Icinga Web 2 version: 2.11.4 ipl version: 0.11.1 thirdparty version: 0.11.0 x509 version: 1.2.1 x509 db backend: Postgres 12.9 PHP version: 7.3.11 Web browser used: N/A. Commands executed through ssh connection to Icinga master Icinga 2 version used (icinga2 --version): r2.13.6-1 Server operating system and version: CentOS 7

yhabteab commented 1 year ago

Hii @JA-HBK, thanks for reporting.

When I attempt to upload the problematic cert manually, or even when I create a job to scan just that one host, I see a failure message that the certificate cannot be written to the database. This is what I would expect.

Can you also please share the error as well?

However, if I create a job to scan a subnet of which that host is a part, that job will NOT fail. I would expect for the job to fail when it found the un-writeable certificate. Instead, it continues scanning without ever raising an error. The host's certificate is not written to the DB, but I have no indication that the failure has occurred.

How do you run the job? Like using the scan or jobs command?

jabbott-hbk commented 1 year ago

scan-command-error Uploading the manual cert is done with the 'import' command, as shown here.

The job to scan the subnet, which seems to have the silent failure, is done with the 'scan' command. I define the job under the 'jobs' tab for the x509 module in the Icinga web UI, and then use the 'scan' command on the Icinga master.

yhabteab commented 1 year ago

ipl version: 0.10.1

Is this the Icinga PHP library version you are using? x509 version 1.2.1 requires >=0.11.1, I wonder how you could even enable this module. Please upgrade to the latest release and check if the problem still occurs. I cannot reproduce this on my end, but it seems that the Binary behavior from our IPL orm does not transform binary data into hex for the PostgreSQL adapter.

jabbott-hbk commented 1 year ago

Hello @yhabteab My mistake. I copy/pasted the environment information from a previous issue that I posted. I thought those versions were all up to date, but they were not. I've updated the versions appropriately in my original post. My IPL is version 0.11.1, like you recommended

yhabteab commented 1 year ago

Can you please share then the SANs of the corrupted certificate? I would like to know which character is causing this encoding problem.
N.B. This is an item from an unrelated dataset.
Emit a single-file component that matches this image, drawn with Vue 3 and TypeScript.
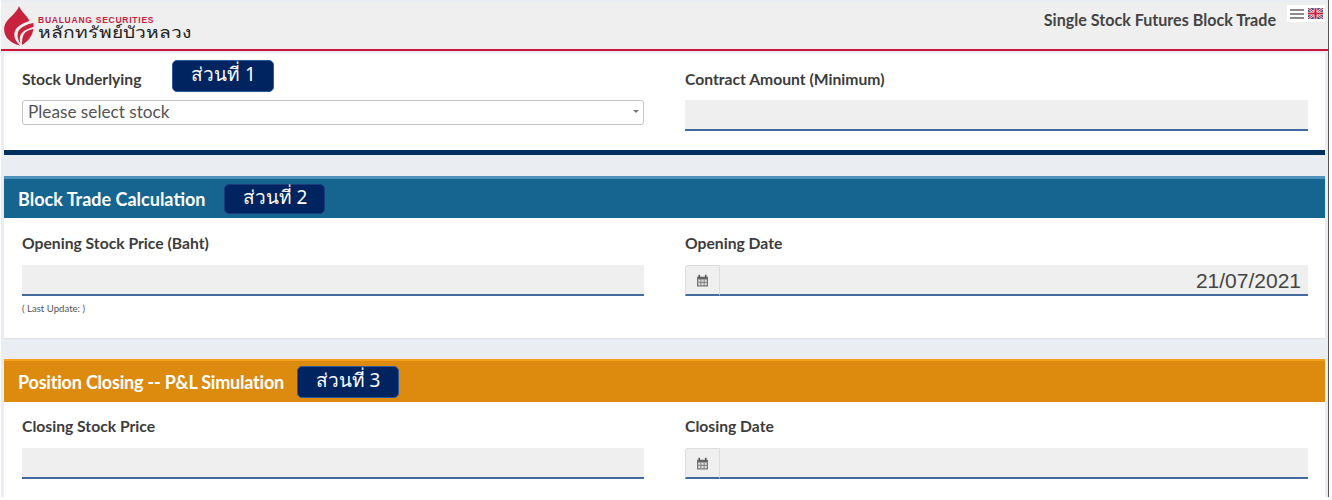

You can find this out e.g. with the following command:

openssl x509 -in yonas.crt -noout -text | grep -A 3 'Subject Alternative Name'

Note You have to adjust the certificate name yonas.crt.

The output should look something like this:

X509v3 Subject Alternative Name: 
    email:yonas@icinga.com, URI:überögabeä@
yhabteab commented 1 year ago

Please also share a screenshot of the System -> About page.
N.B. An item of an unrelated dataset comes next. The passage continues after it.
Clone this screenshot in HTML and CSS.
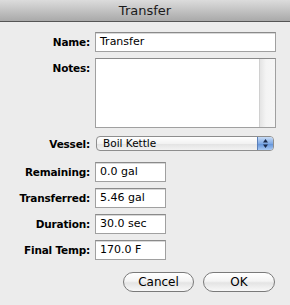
FILE: index.html
```html
<!DOCTYPE html>
<html>
<head>
<meta charset="utf-8">
<link rel="stylesheet" href="styles.css">
</head>
<body>
<div class="titlebar">Transfer</div>
<div class="form">
  <div class="row r-name">
    <label class="lbl">Name:</label>
    <div class="field wide">Transfer</div>
  </div>
  <div class="row r-notes">
    <label class="lbl top">Notes:</label>
    <div class="notes"><div class="notes-area"></div><div class="scroll"></div></div>
  </div>
  <div class="row r-vessel">
    <label class="lbl">Vessel:</label>
    <div class="popup"><span class="popup-text">Boil Kettle</span><span class="stepper"><svg width="7" height="11" viewBox="0 0 7 11"><path d="M3.5 1 L6 4.5 H1 Z" fill="#1a2a4a"/><path d="M3.5 10 L6 6.5 H1 Z" fill="#1a2a4a"/></svg></span></div>
  </div>
  <div class="small-rows">
    <div class="row">
      <label class="lbl">Remaining:</label>
      <div class="field short">0.0 gal</div>
    </div>
    <div class="row">
      <label class="lbl">Transferred:</label>
      <div class="field short">5.46 gal</div>
    </div>
    <div class="row">
      <label class="lbl">Duration:</label>
      <div class="field short">30.0 sec</div>
    </div>
    <div class="row">
      <label class="lbl">Final Temp:</label>
      <div class="field short">170.0 F</div>
    </div>
  </div>
  <div class="buttons">
    <button class="btn cancel">Cancel</button>
    <button class="btn ok">OK</button>
  </div>
</div>
</body>
</html>
```
FILE: styles.css
```css
html, body {
  margin: 0;
  padding: 0;
}
body {
  width: 290px;
  height: 305px;
  background: #ececec;
  font-family: "DejaVu Sans", "Liberation Sans", sans-serif;
  font-size: 11px;
  color: #000;
  overflow: hidden;
}
.titlebar {
  height: 21px;
  border-bottom: 1px solid #555;
  background: linear-gradient(#dcdcdc, #a9a9a9);
  text-align: center;
  font-size: 13px;
  line-height: 21px;
  color: #1a1a1a;
}
.form {
  padding-top: 10px;
}
.row {
  display: grid;
  grid-template-columns: 90px auto;
  column-gap: 5px;
  align-items: center;
}
.lbl {
  text-align: right;
  font-weight: bold;
  font-size: 10.5px;
  letter-spacing: -0.2px;
}
.lbl.top {
  align-self: start;
  padding-top: 4px;
}
.field {
  box-sizing: border-box;
  height: 20px;
  background: #fff;
  border: 1px solid #a0a0a0;
  border-top-color: #8a8a8a;
  box-shadow: inset 0 1px 0 #d8d8d8;
  padding-left: 4px;
  line-height: 18px;
  font-size: 11px;
}
.field.wide {
  width: 181px;
}
.field.short {
  width: 71px;
}
.r-notes {
  margin-top: 6px;
}
.notes {
  box-sizing: border-box;
  width: 181px;
  height: 70px;
  border: 1px solid #a0a0a0;
  border-top-color: #8a8a8a;
  display: flex;
  background: #fff;
}
.notes-area {
  flex: 1;
  background: #fff;
}
.scroll {
  width: 15px;
  background: linear-gradient(to right, #e4e4e4, #f4f4f4 40%, #f6f6f6);
  border-left: 1px solid #d0d0d0;
}
.r-vessel {
  margin-top: 8px;
}
.popup {
  box-sizing: border-box;
  width: 178px;
  height: 15px;
  margin-left: 1px;
  border: 1px solid #8e8e8e;
  border-radius: 4px;
  background: linear-gradient(#ffffff, #f2f2f2 50%, #e2e2e2 51%, #f2f2f2);
  display: flex;
  align-items: center;
  overflow: hidden;
}
.popup-text {
  flex: 1;
  padding-left: 6px;
  font-size: 10.5px;
  line-height: 13px;
}
.stepper {
  width: 15px;
  height: 13px;
  background: linear-gradient(#c8dcf6, #7fa9e4 50%, #5e90d8 51%, #a9c9f3);
  border-left: 1px solid #5a7fb8;
  display: flex;
  align-items: center;
  justify-content: center;
}
.small-rows {
  margin-top: 11px;
  display: flex;
  flex-direction: column;
  gap: 6px;
}
.small-rows .field {
  height: 20px;
}
.buttons {
  display: flex;
  justify-content: flex-end;
  gap: 9px;
  padding-right: 15px;
  margin-top: 12px;
}
.btn {
  box-sizing: border-box;
  height: 20px;
  border: 1px solid #7a7a7a;
  border-radius: 10px;
  background: linear-gradient(#ffffff, #f4f4f4 45%, #e4e4e4 55%, #f8f8f8);
  font-family: "DejaVu Sans", "Liberation Sans", sans-serif;
  font-size: 12px;
  color: #000;
  padding: 0;
}
.btn.cancel {
  width: 71px;
}
.btn.ok {
  width: 72px;
}
```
jabbott-hbk commented 1 year ago

icinga-about Hello @yhabteab Here is the about page as requested. My internal secops team requested that I not provide specific hostname SANs for that cert, but I can confirm for you that there are no special characters included in the SAN. It is all alphanumeric values and periods. If you need more information than that, let me know and I'll see what I can do

yhabteab commented 1 year ago

If you need more information than that, let me know and I'll see what I can do

I'm also running out of ideas 😔. How did you create the database? And what is the output of this command: psql -Upostgres -l?

And why is it failing only due to this particular certificate, while the others are working correctly (assuming you're able to import/scan other certificates without issues)?

jabbott-hbk commented 1 year ago

Hey @yhabteab Sorry for the delay in my response.

I created the DB following the instructions in the module here

Listing DBs with that psql command, I can see that it's utf8 encoded with en_US.UTF-8 as both the Collate and Ctype, which seems correct based on the docs.

I am able to scan and import other certificates without a problem. It insists that this one has some kind of non-utf8 character though, which I can't find anywhere in the cert.

However, I think that the problem with this specific certificate is more captured under the report I opened: https://github.com/Icinga/icingaweb2-module-x509/issues/160. I think we've started to muddle this thread with that one. (I'm guilty of this as well)

The main issue I wanted to raise for this thread in particular, is that the job to scan this certificate is failing silently when there are other hosts to scan in the job CIDR, but it fails with an error message when it only scans this one certificate. I think it should raise an error whether or not the job is scanning multiple targets.